* Exercise brief *
Below this line is a set of entries; quote exactly the lines from the line that contains "Give me the React, TypeScript and styled-components" to the line that contains "const donationRows = ['특례기부금공제', '일반기부금공제', '우리사주조합기부금공제'];", both lines included.

## Start Dataset excerpts

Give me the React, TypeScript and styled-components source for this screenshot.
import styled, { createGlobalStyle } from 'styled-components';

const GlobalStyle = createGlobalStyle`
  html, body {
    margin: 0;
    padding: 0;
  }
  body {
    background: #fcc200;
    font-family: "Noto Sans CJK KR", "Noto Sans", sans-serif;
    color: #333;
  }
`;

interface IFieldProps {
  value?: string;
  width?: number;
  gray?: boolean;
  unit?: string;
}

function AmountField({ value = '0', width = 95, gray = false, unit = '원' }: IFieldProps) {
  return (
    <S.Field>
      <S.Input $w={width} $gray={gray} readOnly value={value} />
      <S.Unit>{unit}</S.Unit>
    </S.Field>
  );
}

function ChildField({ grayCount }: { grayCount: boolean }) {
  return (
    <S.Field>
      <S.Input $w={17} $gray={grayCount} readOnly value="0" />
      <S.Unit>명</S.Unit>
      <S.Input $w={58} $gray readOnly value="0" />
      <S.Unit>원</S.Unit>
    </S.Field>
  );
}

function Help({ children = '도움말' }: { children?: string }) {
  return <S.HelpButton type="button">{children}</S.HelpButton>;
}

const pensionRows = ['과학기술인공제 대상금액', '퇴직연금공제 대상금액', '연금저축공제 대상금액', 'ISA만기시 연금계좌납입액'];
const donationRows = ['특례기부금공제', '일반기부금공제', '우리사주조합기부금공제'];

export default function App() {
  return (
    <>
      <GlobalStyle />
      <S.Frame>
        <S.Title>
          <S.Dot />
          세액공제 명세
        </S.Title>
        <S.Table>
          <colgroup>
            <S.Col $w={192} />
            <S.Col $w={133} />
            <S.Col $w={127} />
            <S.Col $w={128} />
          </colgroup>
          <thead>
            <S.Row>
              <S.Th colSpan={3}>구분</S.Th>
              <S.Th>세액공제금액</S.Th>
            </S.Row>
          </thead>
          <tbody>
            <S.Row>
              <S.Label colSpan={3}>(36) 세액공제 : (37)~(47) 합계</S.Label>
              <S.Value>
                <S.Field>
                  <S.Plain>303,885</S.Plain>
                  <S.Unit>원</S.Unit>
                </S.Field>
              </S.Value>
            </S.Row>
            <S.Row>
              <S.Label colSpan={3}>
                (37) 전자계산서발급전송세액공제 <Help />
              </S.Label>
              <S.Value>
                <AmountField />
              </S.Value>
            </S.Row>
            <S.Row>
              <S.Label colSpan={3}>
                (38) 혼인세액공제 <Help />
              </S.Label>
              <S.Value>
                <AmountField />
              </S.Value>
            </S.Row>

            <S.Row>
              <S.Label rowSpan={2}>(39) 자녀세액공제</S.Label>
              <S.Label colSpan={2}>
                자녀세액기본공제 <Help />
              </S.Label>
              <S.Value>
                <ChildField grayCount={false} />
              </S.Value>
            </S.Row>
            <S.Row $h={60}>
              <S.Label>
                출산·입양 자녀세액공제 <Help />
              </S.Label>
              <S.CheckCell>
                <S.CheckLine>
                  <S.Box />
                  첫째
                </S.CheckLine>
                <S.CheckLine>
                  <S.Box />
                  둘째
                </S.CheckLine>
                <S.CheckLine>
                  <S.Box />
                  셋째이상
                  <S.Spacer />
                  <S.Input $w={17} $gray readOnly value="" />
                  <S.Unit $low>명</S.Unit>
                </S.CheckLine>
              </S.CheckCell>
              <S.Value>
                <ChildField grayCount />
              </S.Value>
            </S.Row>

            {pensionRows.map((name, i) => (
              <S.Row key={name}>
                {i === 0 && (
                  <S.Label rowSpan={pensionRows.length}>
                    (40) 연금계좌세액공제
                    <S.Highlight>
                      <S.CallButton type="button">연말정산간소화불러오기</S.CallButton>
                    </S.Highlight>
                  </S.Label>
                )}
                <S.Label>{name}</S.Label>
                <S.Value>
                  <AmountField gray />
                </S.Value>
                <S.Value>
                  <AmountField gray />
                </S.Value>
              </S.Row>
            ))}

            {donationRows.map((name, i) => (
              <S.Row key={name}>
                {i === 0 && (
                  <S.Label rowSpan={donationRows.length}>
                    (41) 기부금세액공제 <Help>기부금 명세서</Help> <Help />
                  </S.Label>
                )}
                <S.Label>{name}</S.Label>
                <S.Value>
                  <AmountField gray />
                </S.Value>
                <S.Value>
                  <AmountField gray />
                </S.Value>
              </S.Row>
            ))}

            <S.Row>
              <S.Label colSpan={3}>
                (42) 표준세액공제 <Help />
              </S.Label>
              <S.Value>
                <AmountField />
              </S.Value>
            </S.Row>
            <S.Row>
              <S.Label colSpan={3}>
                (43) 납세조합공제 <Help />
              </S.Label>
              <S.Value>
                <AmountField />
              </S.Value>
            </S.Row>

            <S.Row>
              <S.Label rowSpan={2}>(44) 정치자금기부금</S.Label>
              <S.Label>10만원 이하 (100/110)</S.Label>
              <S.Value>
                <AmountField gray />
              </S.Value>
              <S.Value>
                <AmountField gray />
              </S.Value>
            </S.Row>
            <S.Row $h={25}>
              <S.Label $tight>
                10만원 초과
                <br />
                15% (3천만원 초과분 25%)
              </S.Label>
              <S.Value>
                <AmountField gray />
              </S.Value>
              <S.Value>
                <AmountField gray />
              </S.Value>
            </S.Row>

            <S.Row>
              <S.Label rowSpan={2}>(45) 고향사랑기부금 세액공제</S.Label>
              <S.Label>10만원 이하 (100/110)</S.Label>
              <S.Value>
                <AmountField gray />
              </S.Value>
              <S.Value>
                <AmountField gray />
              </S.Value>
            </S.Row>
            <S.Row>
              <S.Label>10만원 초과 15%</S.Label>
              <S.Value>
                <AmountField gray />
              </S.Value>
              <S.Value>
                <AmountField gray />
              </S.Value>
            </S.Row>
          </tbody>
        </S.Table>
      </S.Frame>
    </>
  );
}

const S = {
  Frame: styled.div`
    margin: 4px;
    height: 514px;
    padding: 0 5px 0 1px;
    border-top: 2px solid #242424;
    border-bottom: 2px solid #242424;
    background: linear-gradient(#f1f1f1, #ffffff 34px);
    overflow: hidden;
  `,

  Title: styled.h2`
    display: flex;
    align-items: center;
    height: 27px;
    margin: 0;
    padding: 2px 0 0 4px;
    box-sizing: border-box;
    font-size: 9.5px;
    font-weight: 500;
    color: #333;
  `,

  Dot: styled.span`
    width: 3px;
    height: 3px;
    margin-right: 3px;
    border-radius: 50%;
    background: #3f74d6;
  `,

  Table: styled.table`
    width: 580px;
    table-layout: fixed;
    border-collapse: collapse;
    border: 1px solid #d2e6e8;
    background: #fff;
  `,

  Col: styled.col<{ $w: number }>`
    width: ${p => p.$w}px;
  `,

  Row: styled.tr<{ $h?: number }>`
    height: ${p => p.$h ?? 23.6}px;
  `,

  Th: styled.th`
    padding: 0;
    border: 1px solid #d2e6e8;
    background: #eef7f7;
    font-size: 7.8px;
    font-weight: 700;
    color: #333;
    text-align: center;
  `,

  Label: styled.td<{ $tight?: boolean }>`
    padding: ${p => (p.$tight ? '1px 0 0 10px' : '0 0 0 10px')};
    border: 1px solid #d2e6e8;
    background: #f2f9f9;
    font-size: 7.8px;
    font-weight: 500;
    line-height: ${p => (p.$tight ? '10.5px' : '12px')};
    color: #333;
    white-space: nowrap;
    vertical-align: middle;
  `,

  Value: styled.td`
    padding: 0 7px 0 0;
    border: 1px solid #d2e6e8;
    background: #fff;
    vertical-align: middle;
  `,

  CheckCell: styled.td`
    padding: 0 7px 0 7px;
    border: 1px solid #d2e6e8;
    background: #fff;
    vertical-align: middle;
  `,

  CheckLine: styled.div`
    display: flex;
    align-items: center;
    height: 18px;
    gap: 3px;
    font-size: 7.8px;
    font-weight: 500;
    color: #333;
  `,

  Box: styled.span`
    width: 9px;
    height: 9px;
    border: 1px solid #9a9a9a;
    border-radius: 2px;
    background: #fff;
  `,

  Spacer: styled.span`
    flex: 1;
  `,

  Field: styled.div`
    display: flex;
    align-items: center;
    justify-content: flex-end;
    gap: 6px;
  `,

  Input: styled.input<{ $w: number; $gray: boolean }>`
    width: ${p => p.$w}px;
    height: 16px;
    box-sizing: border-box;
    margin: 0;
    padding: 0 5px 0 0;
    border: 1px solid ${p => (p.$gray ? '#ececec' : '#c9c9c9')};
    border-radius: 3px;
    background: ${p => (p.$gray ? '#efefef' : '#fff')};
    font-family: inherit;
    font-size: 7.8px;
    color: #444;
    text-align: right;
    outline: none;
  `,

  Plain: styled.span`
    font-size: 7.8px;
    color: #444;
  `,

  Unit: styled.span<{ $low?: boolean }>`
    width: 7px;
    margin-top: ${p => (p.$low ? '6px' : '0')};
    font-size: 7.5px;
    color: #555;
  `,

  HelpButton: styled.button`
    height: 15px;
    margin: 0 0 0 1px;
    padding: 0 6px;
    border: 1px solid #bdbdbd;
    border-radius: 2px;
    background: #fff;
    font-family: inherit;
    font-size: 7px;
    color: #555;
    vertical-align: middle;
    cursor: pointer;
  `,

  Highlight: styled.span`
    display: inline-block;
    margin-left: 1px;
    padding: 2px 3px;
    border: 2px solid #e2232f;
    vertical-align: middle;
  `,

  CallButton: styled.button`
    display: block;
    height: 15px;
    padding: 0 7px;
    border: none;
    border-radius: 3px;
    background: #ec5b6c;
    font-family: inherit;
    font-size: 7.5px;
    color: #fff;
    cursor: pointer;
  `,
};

## End Dataset excerpts
## Start Dataset excerpts

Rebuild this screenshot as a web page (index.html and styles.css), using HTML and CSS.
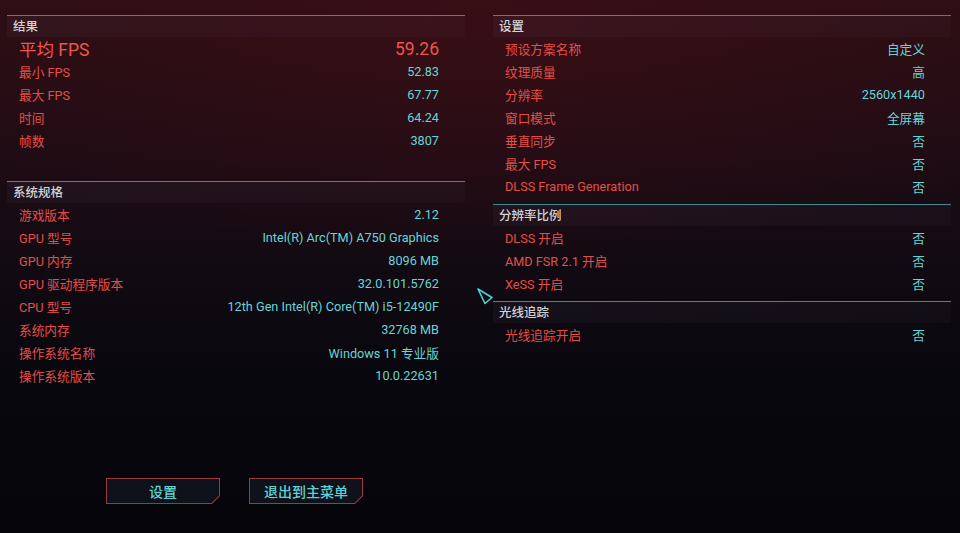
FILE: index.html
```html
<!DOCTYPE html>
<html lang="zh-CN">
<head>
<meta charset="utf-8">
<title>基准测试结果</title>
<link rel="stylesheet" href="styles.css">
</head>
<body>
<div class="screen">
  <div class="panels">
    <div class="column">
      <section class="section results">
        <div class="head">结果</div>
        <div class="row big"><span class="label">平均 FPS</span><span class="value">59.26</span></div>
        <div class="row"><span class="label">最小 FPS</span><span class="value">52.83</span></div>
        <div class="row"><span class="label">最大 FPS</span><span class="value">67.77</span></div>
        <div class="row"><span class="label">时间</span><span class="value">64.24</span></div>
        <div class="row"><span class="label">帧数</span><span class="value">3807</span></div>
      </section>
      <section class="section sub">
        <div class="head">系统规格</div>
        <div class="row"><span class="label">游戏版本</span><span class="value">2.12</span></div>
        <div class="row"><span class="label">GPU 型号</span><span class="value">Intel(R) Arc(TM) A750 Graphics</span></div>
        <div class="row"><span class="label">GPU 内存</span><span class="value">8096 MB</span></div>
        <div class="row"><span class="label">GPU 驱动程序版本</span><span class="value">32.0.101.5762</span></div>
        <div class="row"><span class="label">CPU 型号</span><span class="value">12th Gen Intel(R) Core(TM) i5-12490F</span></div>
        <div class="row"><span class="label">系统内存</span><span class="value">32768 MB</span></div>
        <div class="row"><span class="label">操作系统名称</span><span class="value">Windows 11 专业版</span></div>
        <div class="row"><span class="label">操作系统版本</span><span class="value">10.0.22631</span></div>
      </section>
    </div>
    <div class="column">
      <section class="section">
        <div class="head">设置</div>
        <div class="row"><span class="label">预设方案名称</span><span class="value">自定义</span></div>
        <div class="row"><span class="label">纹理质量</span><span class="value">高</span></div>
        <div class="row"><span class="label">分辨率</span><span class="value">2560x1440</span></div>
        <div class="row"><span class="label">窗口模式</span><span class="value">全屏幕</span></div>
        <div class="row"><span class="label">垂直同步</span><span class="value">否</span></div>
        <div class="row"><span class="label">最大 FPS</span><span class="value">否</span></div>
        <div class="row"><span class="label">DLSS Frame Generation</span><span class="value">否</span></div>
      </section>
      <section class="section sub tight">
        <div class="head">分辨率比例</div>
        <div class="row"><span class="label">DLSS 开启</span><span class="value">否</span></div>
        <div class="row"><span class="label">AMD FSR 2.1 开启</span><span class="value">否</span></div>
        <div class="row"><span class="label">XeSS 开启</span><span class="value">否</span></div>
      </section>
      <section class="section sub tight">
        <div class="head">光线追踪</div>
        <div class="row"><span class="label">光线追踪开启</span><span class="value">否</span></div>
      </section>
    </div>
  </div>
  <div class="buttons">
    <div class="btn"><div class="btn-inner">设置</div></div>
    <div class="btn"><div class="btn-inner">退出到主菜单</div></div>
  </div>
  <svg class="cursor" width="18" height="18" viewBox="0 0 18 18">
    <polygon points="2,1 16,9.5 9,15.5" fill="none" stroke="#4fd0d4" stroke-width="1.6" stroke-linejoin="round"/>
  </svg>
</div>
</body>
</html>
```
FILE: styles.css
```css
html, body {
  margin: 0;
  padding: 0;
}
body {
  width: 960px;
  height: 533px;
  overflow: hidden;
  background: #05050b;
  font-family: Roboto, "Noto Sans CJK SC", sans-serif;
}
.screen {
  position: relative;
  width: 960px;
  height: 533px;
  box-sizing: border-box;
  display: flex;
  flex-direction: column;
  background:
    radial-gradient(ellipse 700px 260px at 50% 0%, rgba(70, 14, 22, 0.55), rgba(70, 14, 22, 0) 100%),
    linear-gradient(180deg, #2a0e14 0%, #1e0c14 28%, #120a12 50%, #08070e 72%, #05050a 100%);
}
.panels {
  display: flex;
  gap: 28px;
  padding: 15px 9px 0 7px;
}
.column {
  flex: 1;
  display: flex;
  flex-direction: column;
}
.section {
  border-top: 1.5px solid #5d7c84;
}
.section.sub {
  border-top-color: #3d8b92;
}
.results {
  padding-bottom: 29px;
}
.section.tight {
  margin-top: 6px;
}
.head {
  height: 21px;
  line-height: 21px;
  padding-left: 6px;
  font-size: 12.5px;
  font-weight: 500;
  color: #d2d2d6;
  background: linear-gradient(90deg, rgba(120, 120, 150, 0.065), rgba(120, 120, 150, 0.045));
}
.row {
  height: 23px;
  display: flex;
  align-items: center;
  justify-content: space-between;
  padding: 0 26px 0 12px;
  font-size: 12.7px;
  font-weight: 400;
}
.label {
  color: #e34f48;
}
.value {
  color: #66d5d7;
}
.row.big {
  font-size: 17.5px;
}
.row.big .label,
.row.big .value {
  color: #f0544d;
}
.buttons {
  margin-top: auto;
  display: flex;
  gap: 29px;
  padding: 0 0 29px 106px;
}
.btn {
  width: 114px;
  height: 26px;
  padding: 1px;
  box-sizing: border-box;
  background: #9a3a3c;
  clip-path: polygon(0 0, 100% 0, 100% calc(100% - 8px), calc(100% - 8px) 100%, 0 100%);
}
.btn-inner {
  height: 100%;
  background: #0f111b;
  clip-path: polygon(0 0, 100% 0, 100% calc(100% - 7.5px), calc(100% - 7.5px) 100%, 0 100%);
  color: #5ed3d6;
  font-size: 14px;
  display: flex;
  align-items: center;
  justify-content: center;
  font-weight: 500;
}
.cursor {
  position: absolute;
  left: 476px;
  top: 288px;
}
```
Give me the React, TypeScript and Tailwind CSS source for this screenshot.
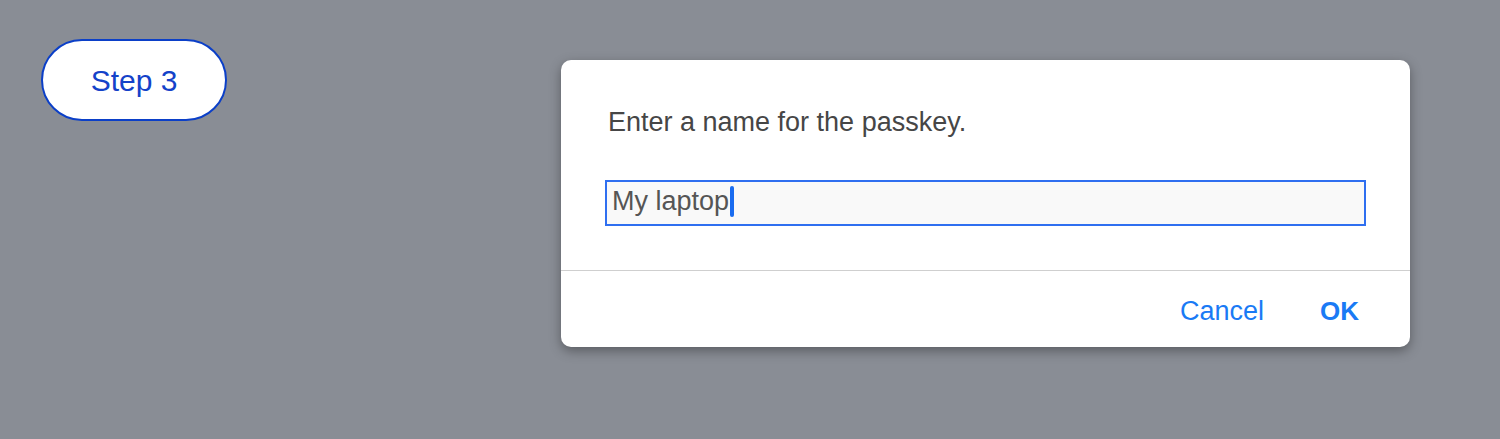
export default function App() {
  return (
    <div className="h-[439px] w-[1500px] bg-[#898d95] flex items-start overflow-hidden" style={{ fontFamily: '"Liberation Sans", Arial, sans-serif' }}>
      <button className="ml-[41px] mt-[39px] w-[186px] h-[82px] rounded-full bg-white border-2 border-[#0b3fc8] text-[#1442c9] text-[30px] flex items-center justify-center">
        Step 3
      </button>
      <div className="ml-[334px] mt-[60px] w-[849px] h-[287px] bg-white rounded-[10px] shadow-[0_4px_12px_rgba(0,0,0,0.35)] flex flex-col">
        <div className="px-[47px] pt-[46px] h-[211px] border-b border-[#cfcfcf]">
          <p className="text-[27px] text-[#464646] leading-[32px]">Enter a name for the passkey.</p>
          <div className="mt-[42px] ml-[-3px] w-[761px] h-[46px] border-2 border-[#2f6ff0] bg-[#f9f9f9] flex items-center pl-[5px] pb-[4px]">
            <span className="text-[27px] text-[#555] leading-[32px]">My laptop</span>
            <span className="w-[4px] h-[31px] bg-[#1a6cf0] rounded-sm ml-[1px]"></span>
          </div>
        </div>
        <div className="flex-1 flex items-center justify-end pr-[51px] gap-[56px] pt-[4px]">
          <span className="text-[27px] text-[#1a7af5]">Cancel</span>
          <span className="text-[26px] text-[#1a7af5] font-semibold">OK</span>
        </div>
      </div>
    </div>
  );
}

## End Dataset excerpts

* Written reply *
Give me the React, TypeScript and styled-components source for this screenshot.
import styled, { createGlobalStyle } from 'styled-components';

const GlobalStyle = createGlobalStyle`
  html, body {
    margin: 0;
    padding: 0;
  }
  body {
    background: #fcc200;
    font-family: "Noto Sans CJK KR", "Noto Sans", sans-serif;
    color: #333;
  }
`;

interface IFieldProps {
  value?: string;
  width?: number;
  gray?: boolean;
  unit?: string;
}

function AmountField({ value = '0', width = 95, gray = false, unit = '원' }: IFieldProps) {
  return (
    <S.Field>
      <S.Input $w={width} $gray={gray} readOnly value={value} />
      <S.Unit>{unit}</S.Unit>
    </S.Field>
  );
}

function ChildField({ grayCount }: { grayCount: boolean }) {
  return (
    <S.Field>
      <S.Input $w={17} $gray={grayCount} readOnly value="0" />
      <S.Unit>명</S.Unit>
      <S.Input $w={58} $gray readOnly value="0" />
      <S.Unit>원</S.Unit>
    </S.Field>
  );
}

function Help({ children = '도움말' }: { children?: string }) {
  return <S.HelpButton type="button">{children}</S.HelpButton>;
}

const pensionRows = ['과학기술인공제 대상금액', '퇴직연금공제 대상금액', '연금저축공제 대상금액', 'ISA만기시 연금계좌납입액'];
const donationRows = ['특례기부금공제', '일반기부금공제', '우리사주조합기부금공제'];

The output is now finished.